Little Big Love by Kathy Regan
I LOVED this book! It was such a feel good read and the characters were fantastic. Plus, it’s set in Britain, which as you know if you read this blog, I love. This is a love story, but not a typical roll-your-eyes, cheesy love story. There is romantic love here, but at the heart of the story is familial love, between a boy and his mother as well as between the boy and his grandfather. This book doesn’t come out until June, so put it on your lists; you’re not going to want to miss it!
Ten-year-old Zac Hutchinson collects facts: octopuses have three hearts, Usain Bolt is the fastest man on earth. But no one will tell him the one thing he wants to know most: who his father is and where he went.
When Zac’s mother, Juliet, inadvertently admits that his dad is the only man she’s ever loved, Zac decides he is going to find him and deliver his mom the happily ever after she deserves.

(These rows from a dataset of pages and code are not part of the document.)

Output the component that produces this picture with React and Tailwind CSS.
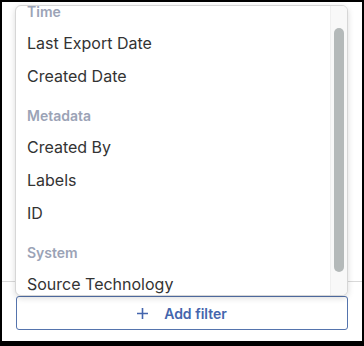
import React from 'react';

const groups = [
  { title: 'Time', items: ['Last Export Date', 'Created Date'] },
  { title: 'Metadata', items: ['Created By', 'Labels', 'ID'] },
  { title: 'System', items: ['Source Technology'] },
];

const App = () => {
  return (
    <div className="w-[364px] h-[346px] bg-black pt-[2px] pl-[2px] pr-[2px] pb-[5px] font-['Inter',sans-serif]">
      <div className="relative w-full h-full bg-white overflow-hidden">
        {/* underlying panel edge */}
        <div className="h-[280px] border-b border-[#d9d9d9]" />

        {/* add filter button */}
        <div className="absolute left-[14px] top-[294px] w-[332px]">
          <button className="w-full h-[34px] flex items-center justify-center gap-4 border border-[#5574ad] rounded-[3px] text-[14px] font-semibold text-[#4465ad]">
            <svg width="11" height="11" viewBox="0 0 11 11" fill="none" stroke="currentColor" strokeWidth="1.6">
              <path d="M5.5 0v11M0 5.5h11" />
            </svg>
            <span>Add filter</span>
          </button>
        </div>

        {/* dropdown menu */}
        <div className="absolute left-[13px] top-[3px] w-[333px] h-[291px] flex bg-white border border-[#d6d6d6] rounded-[6px] shadow-[0_2px_6px_rgba(0,0,0,0.15)] overflow-hidden">
          <div className="flex-1 overflow-hidden">
            <div className="-mt-[17px]">
              {groups.map((g) => (
                <div key={g.title}>
                  <div className="h-[38px] flex items-end pb-[5px] px-[11px] text-[14px] leading-5 font-semibold text-[#9ba3b6]">
                    {g.title}
                  </div>
                  {g.items.map((it) => (
                    <div key={it} className="h-[33px] leading-[33px] px-[11px] text-[16px] text-[#333333]">
                      {it}
                    </div>
                  ))}
                </div>
              ))}
            </div>
          </div>
          {/* scrollbar */}
          <div className="w-[17px] bg-[#f8f8f8] border-l border-[#efefef] pt-[22px] pl-[3px]">
            <div className="w-[10px] h-[244px] rounded-full bg-[#b4b9b9]" />
          </div>
        </div>
      </div>
    </div>
  );
};

export default App;
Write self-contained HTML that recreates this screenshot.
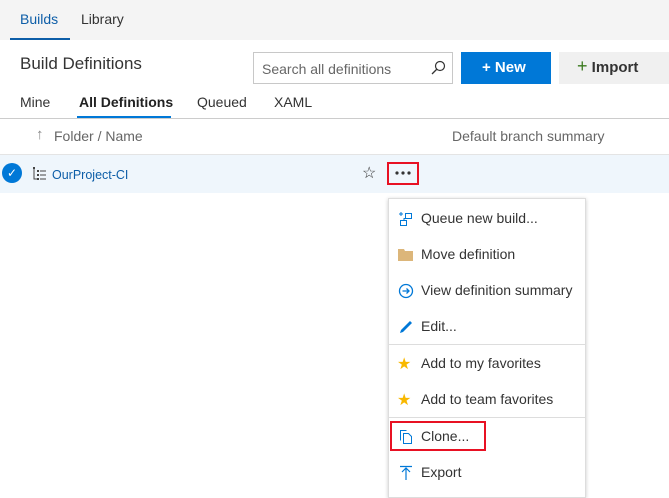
<!DOCTYPE html>
<html><head><style>
*{margin:0;padding:0;box-sizing:border-box}
body{width:669px;height:493px;overflow:hidden;background:#fff;font-family:"Liberation Sans",sans-serif;color:#333;position:relative;font-size:14px}
.a{position:absolute;white-space:nowrap}
</style></head><body>
<div class="a" style="left:0;top:0;width:669px;height:40px;background:#f4f4f4"></div>
<div class="a" style="left:20px;top:11px;font-size:14px;color:#0d5ea8">Builds</div>
<div class="a" style="left:81px;top:11px;font-size:14px;color:#333">Library</div>
<div class="a" style="left:10px;top:38px;width:60px;height:2px;background:#0d5ea8"></div>

<div class="a" style="left:20px;top:54px;font-size:17px;color:#333">Build Definitions</div>
<div class="a" style="left:253px;top:52px;width:200px;height:32px;border:1px solid #c8c8c8"></div>
<div class="a" style="left:262px;top:61px;font-size:14px;color:#666">Search all definitions</div>
<svg class="a" style="left:430px;top:60px" width="16" height="16" viewBox="0 0 16 16"><circle cx="10" cy="6" r="4.5" fill="none" stroke="#333" stroke-width="1.2"/><path d="M7 9 L2 14" stroke="#333" stroke-width="1.3"/></svg>
<div class="a" style="left:461px;top:52px;width:90px;height:32px;background:#0078d7"></div>
<div class="a" style="left:482px;top:59px;font-size:15px;color:#fff;font-weight:bold">+ New</div>
<div class="a" style="left:559px;top:52px;width:110px;height:32px;background:#f0f0f0"></div>
<div class="a" style="left:577px;top:59px;font-size:15px;color:#333;font-weight:bold"><span style="color:#3a7a1e;font-weight:normal;font-size:18px;line-height:15px">+</span> Import</div>

<div class="a" style="left:20px;top:94px;font-size:14px">Mine</div>
<div class="a" style="left:79px;top:94px;font-size:14px;font-weight:bold;color:#222">All Definitions</div>
<div class="a" style="left:197px;top:94px;font-size:14px">Queued</div>
<div class="a" style="left:274px;top:94px;font-size:14px">XAML</div>
<div class="a" style="left:77px;top:116px;width:94px;height:2px;background:#0078d7"></div>
<div class="a" style="left:0;top:118px;width:669px;height:1px;background:#ccc"></div>

<div class="a" style="left:36px;top:126px;font-size:15px;color:#888">↑</div>
<div class="a" style="left:54px;top:128px;font-size:14px;color:#666">Folder / Name</div>
<div class="a" style="left:452px;top:128px;font-size:14px;color:#666">Default branch summary</div>
<div class="a" style="left:0;top:154px;width:669px;height:1px;background:#e4e4e4"></div>

<div class="a" style="left:0;top:155px;width:669px;height:38px;background:#eff6fc"></div>
<div class="a" style="left:2px;top:163px;width:20px;height:20px;border-radius:50%;background:#0078d7;color:#fff;font-size:12px;text-align:center;line-height:20px">✓</div>
<svg class="a" style="left:33px;top:167px" width="14" height="14" viewBox="0 0 14 14"><rect x="0" y="0" width="2" height="2" fill="#444"/><rect x="4" y="3" width="2" height="2" fill="#444"/><rect x="4" y="7" width="2" height="2" fill="#444"/><rect x="4" y="11" width="2" height="2" fill="#444"/><path d="M7 4H13M7 8H13M7 12H13M1 2V12H4" stroke="#444" fill="none"/></svg>
<div class="a" style="left:52px;top:168px;font-size:12.5px;color:#0d5ea8">OurProject-CI</div>
<div class="a" style="left:362px;top:163px;font-size:16px;color:#333">☆</div>
<div class="a" style="left:387px;top:162px;width:32px;height:23px;border:2px solid #e81123"></div>
<svg class="a" style="left:395px;top:171px" width="16" height="4"><circle cx="2" cy="2" r="1.6" fill="#333"/><circle cx="8" cy="2" r="1.6" fill="#333"/><circle cx="14" cy="2" r="1.6" fill="#333"/></svg>

<div class="a" style="left:388px;top:198px;width:198px;height:300px;background:#fff;border:1px solid #ddd;box-shadow:0 1px 4px rgba(0,0,0,.2)"></div>
<div class="a" style="left:421px;top:210px;font-size:14px">Queue new build...</div>
<div class="a" style="left:421px;top:246px;font-size:14px">Move definition</div>
<div class="a" style="left:421px;top:282px;font-size:14px">View definition summary</div>
<div class="a" style="left:421px;top:318px;font-size:14px">Edit...</div>
<div class="a" style="left:389px;top:344px;width:196px;height:1px;background:#ddd"></div>
<div class="a" style="left:421px;top:355px;font-size:14px">Add to my favorites</div>
<div class="a" style="left:421px;top:391px;font-size:14px">Add to team favorites</div>
<div class="a" style="left:389px;top:417px;width:196px;height:1px;background:#ddd"></div>
<div class="a" style="left:421px;top:428px;font-size:14px">Clone...</div>
<div class="a" style="left:421px;top:464px;font-size:14px">Export</div>
<div class="a" style="left:390px;top:421px;width:96px;height:30px;border:2px solid #e81123"></div>

<svg class="a" style="left:398px;top:211px" width="16" height="16" viewBox="0 0 16 16" fill="none" stroke="#0078d7"><path d="M1 3H5M3 1V5"/><rect x="7.5" y="2.5" width="6" height="5"/><rect x="2.5" y="9.5" width="6" height="5"/><path d="M6 9.5V7.5H7.5"/></svg>
<svg class="a" style="left:398px;top:248px" width="16" height="14"><path d="M0 1H6L7 3H15V13H0Z" fill="#dcb67a"/></svg>
<svg class="a" style="left:398px;top:283px" width="16" height="16" viewBox="0 0 16 16" fill="none" stroke="#0078d7" stroke-width="1.3"><circle cx="8" cy="8" r="6.5"/><path d="M4.5 8H11M8.5 5.5L11 8L8.5 10.5"/></svg>
<svg class="a" style="left:398px;top:319px" width="16" height="16" viewBox="0 0 16 16"><path d="M2 14L3 11L12 2L14 4L5 13Z" fill="#0078d7"/></svg>
<div class="a" style="left:397px;top:354px;font-size:16px;color:#f8b800">★</div>
<div class="a" style="left:397px;top:390px;font-size:16px;color:#f8b800">★</div>
<svg class="a" style="left:398px;top:429px" width="16" height="16" viewBox="0 0 16 16" fill="none" stroke="#0078d7"><path d="M2.5 11.5V1.5H8.5"/><path d="M5.5 4.5H10.5L13.5 7.5V14.5H5.5Z"/></svg>
<svg class="a" style="left:398px;top:465px" width="16" height="16" viewBox="0 0 16 16" fill="none" stroke="#0078d7" stroke-width="1.2"><path d="M2 1.5H14M8 3V15M4 7L8 3L12 7"/></svg>
</body></html>
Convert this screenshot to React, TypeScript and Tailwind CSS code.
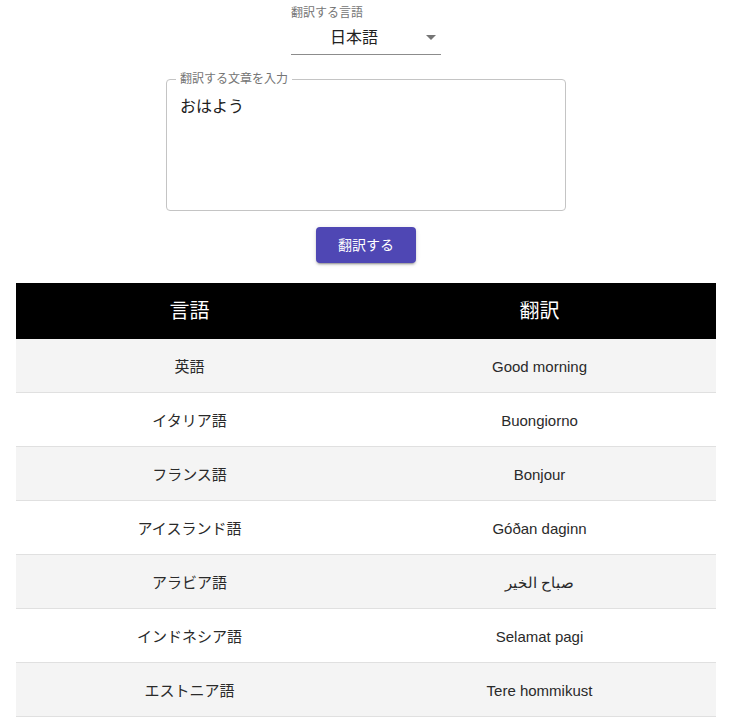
import React from 'react'

const rows = [
  { lang: '英語', text: 'Good morning' },
  { lang: 'イタリア語', text: 'Buongiorno' },
  { lang: 'フランス語', text: 'Bonjour' },
  { lang: 'アイスランド語', text: 'Góðan daginn' },
  { lang: 'アラビア語', text: 'صباح الخير' },
  { lang: 'インドネシア語', text: 'Selamat pagi' },
  { lang: 'エストニア語', text: 'Tere hommikust' },
]

export default function App() {
  return (
    <div className="min-h-[727px] bg-white px-4 font-['Liberation_Sans','Noto_Sans_CJK_JP',sans-serif] text-[#212121]">
      {/* 言語選択 */}
      <div className="flex flex-col items-center pt-[5px]">
        <div className="w-[150px]">
          <p className="h-4 text-xs leading-4 text-[#757575]">翻訳する言語</p>
          <div className="relative flex h-[34px] items-center justify-center border-b border-[#8c8c8c] pr-6">
            <span className="text-base">日本語</span>
            <svg className="absolute right-[5px] top-[14px]" width="10" height="5" viewBox="0 0 10 5">
              <path d="M0 0 L10 0 L5 5 Z" fill="#757575" />
            </svg>
          </div>
        </div>

        {/* 入力欄 */}
        <fieldset className="mt-[18px] h-[138px] w-[400px] rounded border border-[#c4c4c4] px-[13px] pt-1">
          <legend className="-ml-1 px-1 text-xs leading-3 text-[#757575]">翻訳する文章を入力</legend>
          <p className="mt-[6px] text-base leading-6">おはよう</p>
        </fieldset>

        <button className="mt-4 h-9 w-[100px] rounded bg-[#4f47b4] text-sm text-white shadow-[0_3px_1px_-2px_rgba(0,0,0,0.2),0_2px_2px_0_rgba(0,0,0,0.14),0_1px_5px_0_rgba(0,0,0,0.12)]">
          翻訳する
        </button>
      </div>

      {/* 結果テーブル */}
      <div className="mt-5 w-[700px]">
        <div className="grid h-14 grid-cols-[347px_353px] items-center bg-black text-xl text-white">
          <div className="text-center">言語</div>
          <div className="text-center">翻訳</div>
        </div>
        {rows.map((r, i) => (
          <div
            key={r.lang}
            className={`grid h-[54px] grid-cols-[347px_353px] items-center border-b border-[#e0e0e0] pt-[3px] text-[15px] text-[#2a2a2a] ${i % 2 === 0 ? 'bg-[#f4f4f4]' : 'bg-white'}`}
          >
            <div className="text-center">{r.lang}</div>
            <div className="text-center">{r.text}</div>
          </div>
        ))}
      </div>
    </div>
  )
}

But Liam Jones left for a reason, and as Zac searches for clues of his father, Juliet begins to rebuild what shattered on the day that was at once the happiest and most heartbreaking of her life.
Told through the eyes of Zac, Juliet, and grandfather Mick, Little Big Love is a layered, heartfelt, utterly satisfying story about family, love, and the secrets that can define who we are.
Release Date: June 12th
How to Stop Time by Matt Haig
In this book, the main character, Tom Hazard, is a man with a condition that causes him to age much more slowly than the average person. For every 15 years he lives, he only ages 1 year. So Tom has been alive for centuries, but he only looks like he’s about 40. This obviously presents all sorts of problems. (I became interested in this book around the same time that I heard about another, similar story, Eternal Life. I’m planning on reading that one as soon as my library hold comes in). How to Stop Time was another light, fun read. I enjoyed how the story went back and forth through time to different points in history and in Tom’s life.
“She smiled a soft, troubled smile and I felt the whole world slipping away, and I wanted to slip with it, to go wherever she was going… I had existed whole years without her, but that was all it had been. An existence. A book with no words.”
Tom Hazard has just moved back his to London, his old home, to settle down and become a high school history teacher. And on his first day at school, he meets a captivating French teacher at his school who seems fascinated by him. But Tom has a dangerous secret. He may look like an ordinary 41-year-old, but owing to a rare condition, he’s been alive for centuries. Tom has lived history–performing with Shakespeare, exploring the high seas with Captain Cook, and sharing cocktails with Fitzgerald. Now, he just wants an ordinary life.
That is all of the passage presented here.